There has been evidence from past pandemics about co-circulating pathogens that may play a role in understanding the epidemiology of coronavirus disease 2019 (COVID-19), caused by the novel severe acute respiratory syndrome coronavirus 2 (SARS-CoV-2).
Study: Estimating the impact of influenza on the epidemiological dynamics of SARS-CoV-2. Image Credit: Dotted Yeti/Shutterstock
Scientific evidence in the past has supported theories supporting the increased spread of the influenza virus due to co-infection with other respiratory viruses during the 1918 influenza pandemic that resulted in multiple waves of the pandemic. Interestingly, as per recent evidence, a respiratory viral co-infection (particularly with influenza viruses) can up-regulate the expression of angiotensin-converting enzyme 2 (ACE2), the key receptor used by SARS-CoV-2 to bind to human cells, replicate and cause infection in the respiratory epithelium and later cause severe damage to the lungs in certain cases. Furthermore, this up-regulation was demonstrated experimentally to increase the infectivity of SARS-CoV-2 in laboratory mice co-infected with the influenza A virus.

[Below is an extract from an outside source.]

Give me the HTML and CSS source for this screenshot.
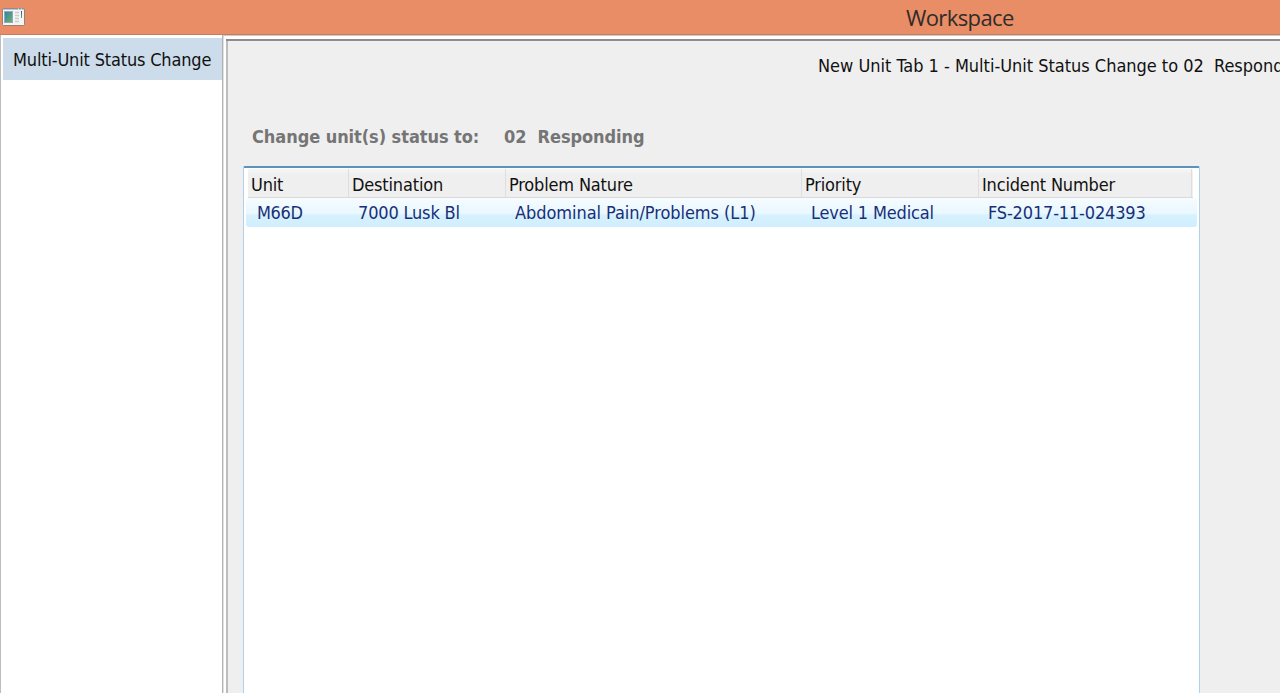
FILE: index.html
```html
<!DOCTYPE html>
<html lang="en">
<head>
<meta charset="utf-8">
<title>Workspace</title>
<link rel="stylesheet" href="styles.css">
</head>
<body>
<header class="titlebar">
  <svg class="app-icon" width="26" height="20" viewBox="0 0 26 20">
    <rect x="2.5" y="1.5" width="22" height="17" rx="1" fill="#f4f5f4" stroke="#9b806f"/>
    <path d="M3 2h21" stroke="#8799a5"/>
    <path d="M18 2h1M21 2h1" stroke="#f5f5f5"/>
    <rect x="4.5" y="4.5" width="8" height="11" fill="url(#pane)" stroke="#94a7c1"/>
    <path d="M15 5.5h4M15 8.5h4M15 11.5h4M15 14.5h4" stroke="#cbcbcb" stroke-width="1.5"/>
    <rect x="21" y="4" width="1" height="7" fill="url(#bar)"/>
    <defs>
      <linearGradient id="pane" x1="0" y1="0" x2="1" y2="1"><stop stop-color="#397bb0"/><stop offset="1" stop-color="#65ba68"/></linearGradient>
      <linearGradient id="bar" x1="0" y1="0" x2="0" y2="1"><stop stop-color="#26599c"/><stop offset="1" stop-color="#5cae72"/></linearGradient>
    </defs>
  </svg>
  <h1 class="window-title">Workspace</h1>
</header>
<div class="workspace">
  <nav class="sidebar"><div class="nav-item">Multi-Unit Status Change</div></nav>
  <main class="content">
    <div class="tab-title">New Unit Tab 1 - Multi-Unit Status Change to 02&nbsp; Respond</div>
    <div class="status"><span class="status-label">Change unit(s) status to:</span><span class="status-value">02&nbsp; Responding</span></div>
    <section class="list">
      <div class="row head">
        <div class="cell">Unit</div><div class="cell">Destination</div><div class="cell">Problem Nature</div><div class="cell">Priority</div><div class="cell">Incident Number</div>
      </div>
      <div class="row selected">
        <div class="cell unit">M66D</div><div class="cell">7000 Lusk Bl</div><div class="cell problem">Abdominal Pain/Problems (L1)</div><div class="cell">Level 1 Medical</div><div class="cell">FS-2017-11-024393</div>
      </div>
    </section>
  </main>
</div>
</body>
</html>
```
FILE: styles.css
```css
* { box-sizing: border-box; }
body { margin: 0; width: 1280px; height: 693px; overflow: hidden; display: flex; flex-direction: column; background: #efefef; color: #111; font: 18px/24px "DejaVu Sans Condensed", "DejaVu Sans", sans-serif; font-stretch: condensed; white-space: nowrap; letter-spacing: -0.17px; }
.titlebar { height: 35px; flex: none; display: flex; background: #e98d67; border-bottom: 1px solid #c97c5d; }
.app-icon { margin-top: 7px; flex: none; }
.window-title { margin: 3px 0 0 880px; font: 400 22px/28px "Open Sans", sans-serif; letter-spacing: -0.6px; color: #302b29; }
.workspace { flex: 1; display: flex; min-height: 0; }
.sidebar { width: 222px; flex: none; background: #fff; border-left: 1px solid #bdbdbd; padding: 3px 0 0 2px; }
.nav-item { height: 42px; background: #cddcea; padding: 10px 0 0 10px; }
.content { flex: 1; min-width: 0; overflow: hidden; border-left: 1px solid #b2b2b2; border-top: 1px solid #cbcbcb; background: #efefef; box-shadow: inset 1px 0 #e0e0e0, inset 0 3px #fff, inset 3px 0 #fff, inset 0 5px #8c8c8c, inset 5px 0 #bcbcbc; padding-left: 20px; }
.tab-title { padding: 18px 0 0 575px; height: 85px; letter-spacing: -0.02px; }
.status { display: flex; height: 45px; padding: 4px 0 0 9px; color: #757575; font-weight: 700; letter-spacing: -0.06px; }
.status-label { width: 252px; }
.list { width: 957px; height: 550px; background: #fff; border: 1px solid #afd2ec; border-top: 2px solid #5d92bd; border-radius: 2px 2px 0 0; padding: 1px 2px 0 2px; }
.row { display: grid; grid-template-columns: 101px 157px 296px 177px 213px; }
.head { height: 29px; margin: 0 4px 0 2px; background: linear-gradient(#f6f6f6, #efefef 20%); border-bottom: 1px solid #d9d9d9; }
.head .cell { padding: 4px 0 0 3px; border-right: 1px solid #dedede; }
.selected { height: 29px; padding-left: 2px; border-radius: 3px; background: linear-gradient(#f6fcff, #e8f7ff 55%, #d8f1fe 58%, #cfeefd); color: #172f78; }
.selected .cell { padding: 3px 0 0 9px; }
.selected .unit { letter-spacing: -0.4px; }
.selected .problem { letter-spacing: -0.06px; }
```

Researchers wanted to test the co-infection and induced infectivity hypothesis that has been unexplored territory to date. Their study to test and verify the co-infection hypothesis was published recently in the journal PeerJ. They developed a semi-mechanistic, population-based model of SARS-CoV-2 transmission and COVID-19 mortality. They considered the population of four European countries, Belgium, Italy, Norway, and Spain. They used likelihood-based statistical inference methods, using mortality incidence data to study the co-infection dynamics of COVID-19 and influenza.
Researchers collected infection data for the influenza virus based on the weekly numbers of samples tested and those who tested positive for any influenza virus from the FluNet database, compiled by the World Health Organization (WHO). They also collected syndromic data on the weekly incidence rate of influenza-like illnesses (ILI) in parallel from the FluID database, also compiled by the WHO.
On the other hand, data on the daily number of deaths caused by SARS-CoV-2 were inferred from the date of death, which was available from national public health public institutes in Belgium, Italy, and Spain (Instituto de Salud Carlos III). In Norway, the mortality data were available from the worldwide database compiled by the European Center for Disease Control and Prevention (CDC).
The researchers formulated a semi-mechanistic variant of the standard Susceptible–Exposed–Infected–Recovered transmission model, using the method of stages to allow for realistic distributions of the latent, infectious, and onset-to-death periods from the data collected. Researchers used multiple statistical inference methods based on iterated filtering to fit with mortality incidence data in the four countries to systematically test a range of assumptions about the impact of influenza.
The results indicated that, during the co-circulation period, influenza was associated with an average 1.8–3.4-fold (uncertainty range across countries: 1.1 to 5.0) population-level increase in SARS-CoV-2 transmission.
As per data from previous studies, researchers found robust and consistent evidence that non-pharmacological control measures markedly reduced the transmission of SARS-CoV-2. They also found consistent evidence suggesting that co-circulation of influenza transiently facilitated the transmission of SARS-CoV-2 in the early phase of the epidemic in Europe.
In the light of recent discoveries regarding the structural modifications of the SARS-COV-2 and its impact on COVID-19, it is likely that the pandemic may soon be converting into an endemic. In such a scenario, the potential interactions of SARS-CoV-2 with other respiratory pathogens, particularly respiratory viruses, may become another rising concern for public health authorities. In this context, this study adds useful insight into the co-infection dynamics of the two respiratory viruses – influenza and COVID-19, consistent with several experimental and epidemiological evidence lines.